I asked for some wine to go well with the foie gras toast and accepted the suggestion of a Muscat. The waiter brought me the filled glass and i didn’t get to see the bottle, so I don’t recall any facts about it. It was very perfumed in the nose and palate and yet light with a delicate fruit. I liked it, but it wasn’t the most interesting wine, a bit too average with no real character.

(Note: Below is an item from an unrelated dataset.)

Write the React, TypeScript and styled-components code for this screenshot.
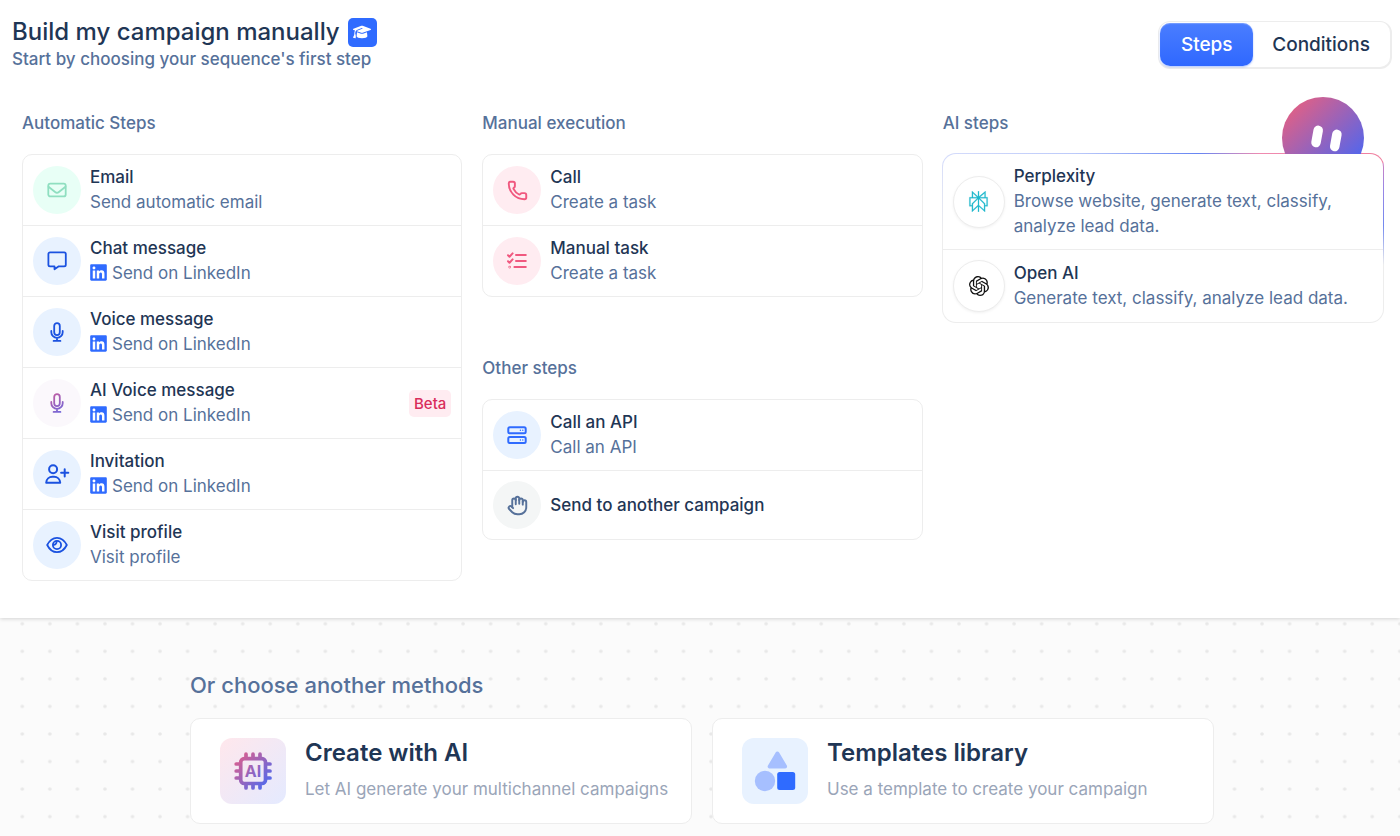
import React, { useState } from "react";
import styled, { createGlobalStyle, css } from "styled-components";
import { Hand, Phone } from "lucide-react";
import { FaGraduationCap, FaLinkedin } from "react-icons/fa6";
import { SiOpenai, SiPerplexity } from "react-icons/si";

const colors = {
  ink: "#1f3655",
  muted: "#56719a",
  faint: "#9aa5b8",
  line: "#ededed",
  primary: "#2f6bff",
};

const GlobalStyle = createGlobalStyle`
  *, *::before, *::after { box-sizing: border-box; }
  body {
    margin: 0;
    background: #fbfbfb;
    color: ${colors.ink};
    font-family: Inter, "Liberation Sans", sans-serif;
    font-size: 17px;
    line-height: 25px;
  }
  h1, h2, h3, p, ul { margin: 0; padding: 0; }
  button { font: inherit; color: inherit; cursor: pointer; }
`;

const Page = styled.div`
  display: flex;
  flex-direction: column;
  min-height: 100vh;
`;

const Panel = styled.main`
  position: relative;
  z-index: 1;
  padding-bottom: 37px;
  background: #fff;
  box-shadow: 0 1px 4px rgba(0, 0, 0, 0.16);
`;

const Header = styled.header`
  display: flex;
  justify-content: space-between;
  align-items: flex-start;
  padding: 17px 8px 0 12px;
`;

const TitleRow = styled.div`
  display: flex;
  align-items: center;
  gap: 8px;
`;

const Title = styled.h1`
  font-size: 24px;
  font-weight: 500;
  line-height: 30px;
`;

const HelpButton = styled.button`
  display: grid;
  place-items: center;
  width: 29px;
  height: 29px;
  padding: 0;
  border: 0;
  border-radius: 5px;
  background: ${colors.primary};
  color: #fff;
`;

const Subtitle = styled.p`
  font-weight: 500;
  color: ${colors.muted};
`;

const Toggle = styled.div`
  display: flex;
  margin-top: 4px;
  padding: 1px;
  border: 2px solid ${colors.line};
  border-width: 1px 2px 2px 1px;
  border-radius: 12px;
  background: #fff;
`;

const ToggleButton = styled.button<{ $active: boolean }>`
  min-width: 93px;
  height: 43px;
  padding: 0 19px;
  border: 0;
  border-radius: 10px;
  background: transparent;
  font-size: 19px;
  font-weight: 500;
  ${(p) =>
    p.$active &&
    css`
      background: linear-gradient(#4a7dff, #2f68ff);
      box-shadow: inset 0 1px 1px rgba(255, 255, 255, 0.25), 0 1px 2px rgba(47, 104, 255, 0.4);
      color: #fff;
    `}
`;

const Columns = styled.div`
  display: grid;
  grid-template-columns: repeat(3, minmax(0, 1fr));
  gap: 20px;
  align-items: start;
  padding: 25px 17px 0 22px;
`;

const Column = styled.div`
  display: flex;
  flex-direction: column;
`;

const Group = styled.section`
  & + & { margin-top: 45px; }
`;

const GroupHeader = styled.div`
  display: flex;
  justify-content: space-between;
  align-items: flex-end;
  min-height: 57px;
  padding-right: 19px;
`;

const GroupTitle = styled.h2`
  padding-bottom: 18px;
  font-size: 17px;
  font-weight: 500;
  color: ${colors.muted};
`;

const StepList = styled.ul<{ $glow?: boolean }>`
  list-style: none;
  border: 1px solid ${colors.line};
  border-radius: 10px;
  background: #fff;
  ${(p) =>
    p.$glow &&
    css`
      margin: -1px;
      border-color: transparent;
      border-radius: 14px;
      background:
        linear-gradient(#fff, #fff) padding-box,
        linear-gradient(90deg, #d5dcfb, #bccafa 30%, #6685f3 58%, #ef8bb0 72%, #f07f9f 97%) border-box left top / 100% 10px no-repeat,
        linear-gradient(#e57fb0, #9c86e4 30%, #7389ef 65%, ${colors.line}) border-box right top / 12px 112px no-repeat,
        linear-gradient(#d5dcfb, ${colors.line}) border-box left top / 12px 80px no-repeat,
        linear-gradient(${colors.line}, ${colors.line}) border-box;
    `}
`;

const StepItem = styled.li`
  & + & { border-top: 1px solid ${colors.line}; }
`;

const StepButton = styled.button`
  display: flex;
  align-items: center;
  gap: 9px;
  width: 100%;
  padding: 10px;
  border: 0;
  background: none;
  text-align: left;
`;

const tones = {
  green: { bg: "#e8fff6", fg: "#8fdfc0" },
  blue: { bg: "#e8f2ff", fg: "#1b52e0" },
  azure: { bg: "#e8f2ff", fg: "#2f6bff" },
  violet: { bg: "#fbf8fc", fg: "#9a63c0" },
  red: { bg: "#ffecf1", fg: "#f0587f" },
  grey: { bg: "#f4f6f6", fg: "#56719a" },
  teal: { bg: "#fff", fg: "#20b8cd" },
  black: { bg: "#fff", fg: "#111" },
};

type Tone = keyof typeof tones;

const StepIcon = styled.span<{ $tone: Tone; $ring?: boolean }>`
  display: grid;
  place-items: center;
  flex: none;
  width: ${(p) => (p.$ring ? 52 : 48)}px;
  height: ${(p) => (p.$ring ? 52 : 48)}px;
  border-radius: 50%;
  border: ${(p) => (p.$ring ? `1px solid ${colors.line}` : "0")};
  box-shadow: ${(p) => (p.$ring ? "0 1px 3px rgba(0, 0, 0, 0.06)" : "none")};
  background: ${(p) => tones[p.$tone].bg};
  color: ${(p) => tones[p.$tone].fg};
`;

const StepText = styled.span`
  display: flex;
  flex-direction: column;
  flex: 1;
  min-width: 0;
`;

const StepName = styled.span`
  font-weight: 500;
`;

const StepNote = styled.span`
  display: flex;
  align-items: center;
  gap: 5px;
  color: ${colors.muted};
`;

const LinkedInMark = styled(FaLinkedin)`
  flex: none;
  width: 17px;
  height: 19px;
  margin-bottom: 2px;
  color: ${colors.primary};
`;

const Badge = styled.span`
  padding: 1px 5px;
  border-radius: 5px;
  background: #ffecf1;
  color: #d92d5b;
  font-size: 15px;
  font-weight: 500;
`;

const Methods = styled.section`
  display: grid;
  flex: 1;
  background: #fbfbfb;
  & > * { grid-area: 1 / 1; }
`;

const Dots = styled.svg`
  width: 100%;
  height: 100%;
  min-height: 0;
`;

const MethodsBody = styled.div`
  z-index: 1;
  justify-self: center;
  width: 100%;
  max-width: 1028px;
  padding: 52px 0 12px 4px;
`;

const MethodsTitle = styled.h2`
  margin-bottom: 18px;
  font-size: 22px;
  font-weight: 500;
  line-height: 30px;
  color: ${colors.muted};
`;

const MethodGrid = styled.div`
  display: grid;
  grid-template-columns: repeat(2, minmax(0, 1fr));
  gap: 20px;
`;

const MethodCard = styled.button`
  display: flex;
  align-items: center;
  gap: 19px;
  padding: 19px 12px 19px 29px;
  border: 1px solid ${colors.line};
  border-radius: 10px;
  background: #fff;
  text-align: left;
`;

const MethodIcon = styled.span<{ $gradient?: boolean }>`
  flex: none;
  width: 66px;
  height: 66px;
  border-radius: 12px;
  background: ${(p) => (p.$gradient ? "linear-gradient(135deg, #ffe7ec, #e4eaff)" : "#e8f2ff")};
  & > svg { display: block; }
`;

const MethodText = styled.span`
  display: flex;
  flex-direction: column;
  gap: 9px;
  padding-bottom: 2px;
`;

const MethodName = styled.span`
  font-size: 24px;
  font-weight: 600;
  line-height: 30px;
`;

const MethodNote = styled.span`
  color: ${colors.faint};
`;

const Line = ({
  children,
  stroke = "currentColor",
  weight = 1.8,
}: {
  children: React.ReactNode;
  stroke?: string;
  weight?: number;
}) => (
  <svg
    width="24"
    height="24"
    viewBox="0 0 24 24"
    fill="none"
    stroke={stroke}
    strokeWidth={weight}
    strokeLinecap="round"
    strokeLinejoin="round"
    overflow="visible"
    aria-hidden
  >
    {children}
  </svg>
);

const MailIcon = () => (
  <Line>
    <rect x="3.3" y="5.6" width="17.4" height="12.8" rx="2" />
    <path d="M3.5 8.8l6.6 5.2a3 3 0 0 0 3.8 0l6.6-5.2" />
  </Line>
);

const ChatIcon = () => (
  <Line>
    <path d="M5 3.3h14.2a1.6 1.6 0 0 1 1.6 1.6v10.8a1.6 1.6 0 0 1-1.6 1.6h-5.4l-4.3 3v-3H5a1.6 1.6 0 0 1-1.6-1.6V4.9a1.6 1.6 0 0 1 1.6-1.6z" />
  </Line>
);

const micPaths = (
  <>
    <rect x="9.2" y="3.1" width="5.6" height="12" rx="2.8" />
    <path d="M6.3 11v1.2a5.7 5.7 0 0 0 11.4 0V11M12 17.900v3M8.6 20.900h6.8" />
  </>
);

const MicIcon = () => <Line>{micPaths}</Line>;

const AiMicIcon = () => (
  <Line stroke="url(#mic-tint)">
    <defs>
      <linearGradient id="mic-tint" gradientUnits="userSpaceOnUse" x1="5" y1="2" x2="19" y2="22">
        <stop stopColor="#c85a9c" />
        <stop offset="1" stopColor="#6a6ae0" />
      </linearGradient>
    </defs>
    {micPaths}
  </Line>
);

const InviteIcon = () => (
  <Line weight={2}>
    <circle cx="8.1" cy="7.2" r="4" />
    <path d="M1.2 20.7c.2-3.5 2.9-6 6.2-6h1.6c3.3 0 6 2.5 6.2 6zM19.7 7.2v7.2M16.1 10.8h7.2" />
  </Line>
);

const EyeIcon = () => (
  <Line>
    <path d="M2.2 12C4.2 8 7.5 4.8 12 4.8S19.8 8 21.8 12C19.8 16 16.5 19.2 12 19.2S4.2 16 2.2 12z" />
    <circle cx="12" cy="12" r="4.1" />
    <path d="M11.6 8.6a3 3 0 0 1-3 3.2" />
  </Line>
);

const TaskIcon = () => (
  <Line weight={2}>
    <path d="M3 6.2l1.5 1.5L7.6 4.4M3 12.2l1.5 1.5 3.1-3.3M11 6.1h9.8M11 12.1h9.8M9.4 18.1h11.4" />
    <circle cx="4.7" cy="18.1" r=".3" />
  </Line>
);

const ServerIcon = () => (
  <Line weight={2}>
    <rect x="3.3" y="4.2" width="17.4" height="6.1" rx="1.5" />
    <rect x="3.3" y="13.9" width="17.4" height="6.1" rx="1.5" />
    <path d="M15.4 7.25h.01M17.8 7.25h.01M15.4 16.95h.01M17.8 16.95h.01" strokeWidth="1.4" />
  </Line>
);

const Robot = () => (
  <svg width="82" height="57" viewBox="0 0 82 57" aria-hidden>
    <defs>
      <linearGradient id="robot-fill" gradientUnits="userSpaceOnUse" x1="14" y1="8" x2="72" y2="68">
        <stop stopColor="#dc6089" />
        <stop offset="1" stopColor="#5066ee" />
      </linearGradient>
    </defs>
    <circle cx="41" cy="41" r="41" fill="url(#robot-fill)" />
    <path d="M36.2 33.3l-2.2 12.2M54.9 37.3l-2.2 12.2" stroke="#fff" strokeWidth="9.5" strokeLinecap="round" />
  </svg>
);

const ChipIcon = () => (
  <svg width="66" height="66" viewBox="0 0 66 66" role="img" aria-label="AI">
    <defs>
      <linearGradient id="chip-tint" gradientUnits="userSpaceOnUse" x1="16" y1="18" x2="50" y2="50">
        <stop stopColor="#df5e8b" />
        <stop offset="1" stopColor="#466bf5" />
      </linearGradient>
    </defs>
    <g fill="none" stroke="url(#chip-tint)" strokeWidth="3.7" strokeLinecap="round">
      <rect x="20.7" y="20.7" width="24.8" height="24.8" rx="3.5" />
      <path d="M26 16.2v3M33 16.2v3M40 16.2v3M26 47v3M33 47v3M40 47v3M16.2 26h3M16.2 33h3M16.2 40h3M47 26h3M47 33h3M47 40h3" />
    </g>
    <text x="33" y="39" textAnchor="middle" fontFamily="Inter, sans-serif" fontSize="16" fontWeight="700" fill="url(#chip-tint)">
      AI
    </text>
  </svg>
);

const ShapesIcon = () => (
  <svg width="66" height="66" viewBox="0 0 66 66" aria-hidden>
    <path d="M35.4 15.5L27.7 28.5H43.1z" fill="#a6bfff" stroke="#a6bfff" strokeWidth="4" strokeLinejoin="round" />
    <circle cx="23" cy="43" r="10.2" fill="#a6bfff" />
    <rect x="35.2" y="34" width="18" height="18" rx="2.5" fill="#2f6bff" />
  </svg>
);

type Step = {
  name: string;
  note?: string;
  tone: Tone;
  icon: React.ReactNode;
  linkedin?: boolean;
  ring?: boolean;
  badge?: string;
};

const automatic: Step[] = [
  { name: "Email", note: "Send automatic email", tone: "green", icon: <MailIcon /> },
  { name: "Chat message", note: "Send on LinkedIn", linkedin: true, tone: "blue", icon: <ChatIcon /> },
  { name: "Voice message", note: "Send on LinkedIn", linkedin: true, tone: "blue", icon: <MicIcon /> },
  { name: "AI Voice message", note: "Send on LinkedIn", linkedin: true, tone: "violet", icon: <AiMicIcon />, badge: "Beta" },
  { name: "Invitation", note: "Send on LinkedIn", linkedin: true, tone: "blue", icon: <InviteIcon /> },
  { name: "Visit profile", note: "Visit profile", tone: "blue", icon: <EyeIcon /> },
];

const manual: Step[] = [
  { name: "Call", note: "Create a task", tone: "red", icon: <Phone size={21} strokeWidth={2.2} /> },
  { name: "Manual task", note: "Create a task", tone: "red", icon: <TaskIcon /> },
];

const other: Step[] = [
  { name: "Call an API", note: "Call an API", tone: "azure", icon: <ServerIcon /> },
  { name: "Send to another campaign", tone: "grey", icon: <Hand size={21} strokeWidth={2.2} /> },
];

const ai: Step[] = [
  {
    name: "Perplexity",
    note: "Browse website, generate text, classify, analyze lead data.",
    tone: "teal",
    ring: true,
    icon: <SiPerplexity size={21} stroke="currentColor" strokeWidth={0.3} />,
  },
  {
    name: "Open AI",
    note: "Generate text, classify, analyze lead data.",
    tone: "black",
    ring: true,
    icon: <SiOpenai size={20} />,
  },
];

const StepGroup = ({ title, steps, glow }: { title: string; steps: Step[]; glow?: boolean }) => (
  <Group>
    <GroupHeader>
      <GroupTitle>{title}</GroupTitle>
      {glow && <Robot />}
    </GroupHeader>
    <StepList $glow={glow}>
      {steps.map((step) => (
        <StepItem key={step.name}>
          <StepButton type="button">
            <StepIcon $tone={step.tone} $ring={step.ring}>
              {step.icon}
            </StepIcon>
            <StepText>
              <StepName>{step.name}</StepName>
              {step.note && (
                <StepNote>
                  {step.linkedin && <LinkedInMark aria-hidden />}
                  {step.note}
                </StepNote>
              )}
            </StepText>
            {step.badge && <Badge>{step.badge}</Badge>}
          </StepButton>
        </StepItem>
      ))}
    </StepList>
  </Group>
);

export default function App() {
  const [tab, setTab] = useState("Steps");

  return (
    <Page>
      <GlobalStyle />
      <Panel>
        <Header>
          <div>
            <TitleRow>
              <Title>Build my campaign manually</Title>
              <HelpButton type="button" aria-label="Open tutorial">
                <FaGraduationCap size={18} />
              </HelpButton>
            </TitleRow>
            <Subtitle>Start by choosing your sequence's first step</Subtitle>
          </div>
          <Toggle>
            {["Steps", "Conditions"].map((name) => (
              <ToggleButton
                key={name}
                type="button"
                aria-pressed={tab === name}
                $active={tab === name}
                onClick={() => setTab(name)}
              >
                {name}
              </ToggleButton>
            ))}
          </Toggle>
        </Header>
        <Columns>
          <Column>
            <StepGroup title="Automatic Steps" steps={automatic} />
          </Column>
          <Column>
            <StepGroup title="Manual execution" steps={manual} />
            <StepGroup title="Other steps" steps={other} />
          </Column>
          <Column>
            <StepGroup title="AI steps" steps={ai} glow />
          </Column>
        </Columns>
      </Panel>
      <Methods>
        <Dots aria-hidden>
          <defs>
            <pattern id="dots" patternUnits="userSpaceOnUse" x="8.5" y="-8" width="27.55" height="27.55">
              <circle cx="13.8" cy="13.8" r="1.8" fill="#e8e8e8" />
            </pattern>
          </defs>
          <rect width="100%" height="100%" fill="url(#dots)" />
        </Dots>
        <MethodsBody>
          <MethodsTitle>Or choose another methods</MethodsTitle>
          <MethodGrid>
            <MethodCard type="button">
              <MethodIcon $gradient>
                <ChipIcon />
              </MethodIcon>
              <MethodText>
                <MethodName>Create with AI</MethodName>
                <MethodNote>Let AI generate your multichannel campaigns</MethodNote>
              </MethodText>
            </MethodCard>
            <MethodCard type="button">
              <MethodIcon>
                <ShapesIcon />
              </MethodIcon>
              <MethodText>
                <MethodName>Templates library</MethodName>
                <MethodNote>Use a template to create your campaign</MethodNote>
              </MethodText>
            </MethodCard>
          </MethodGrid>
        </MethodsBody>
      </Methods>
    </Page>
  );
}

When I was sitting there enjoying my food and the buzz of the place, I was suddenly interrupted by a spectacle plate coming out from the open kitchen carried high up by a waiter. A whole roasted suckling pig. How about that!? I so much wanted to take a few photos of it, as I’ve never seen anything like that before, but the table with the people enjoying it was far from mine, and I was to shy to ask for permission to immortalize it. A nice roast smell tailed the giant plate. What a show.
With my Illy espresso, a favourite, I just had to try the madeleines and waited the 15-20 minutes it takes to bake them upon request. Ever since I first (not too long ago) heard about Marcel Proust‘s instance of involuntary memory and the episode of the madeleine, I have wondered what they are like. That night at St. John B&W they arrived hot from the oven and were so lovely with a tender and very slightly moist middle. I got my leftovers with me in a brown St. John paper bag and guzzled them for breakfast the next morning. Now, I know what madeleines smell and taste like, so perhaps one day the sweet buttery and lemon-ish scent will send me and my memory right back to the restaurant of St. John W&B.
Sitting there my last night in London, I just wished that the good fellows Fergus and Trevor would export their splendid eateries to Copenhagen, because I knew I would be missing this great food and atmosphere. You know, I really do. I’ll return to St. John and St. John Bread and Wine every time I’m in London, that’s for sure!
So, Tim. Now I wonder what other favourite restaurants you might have??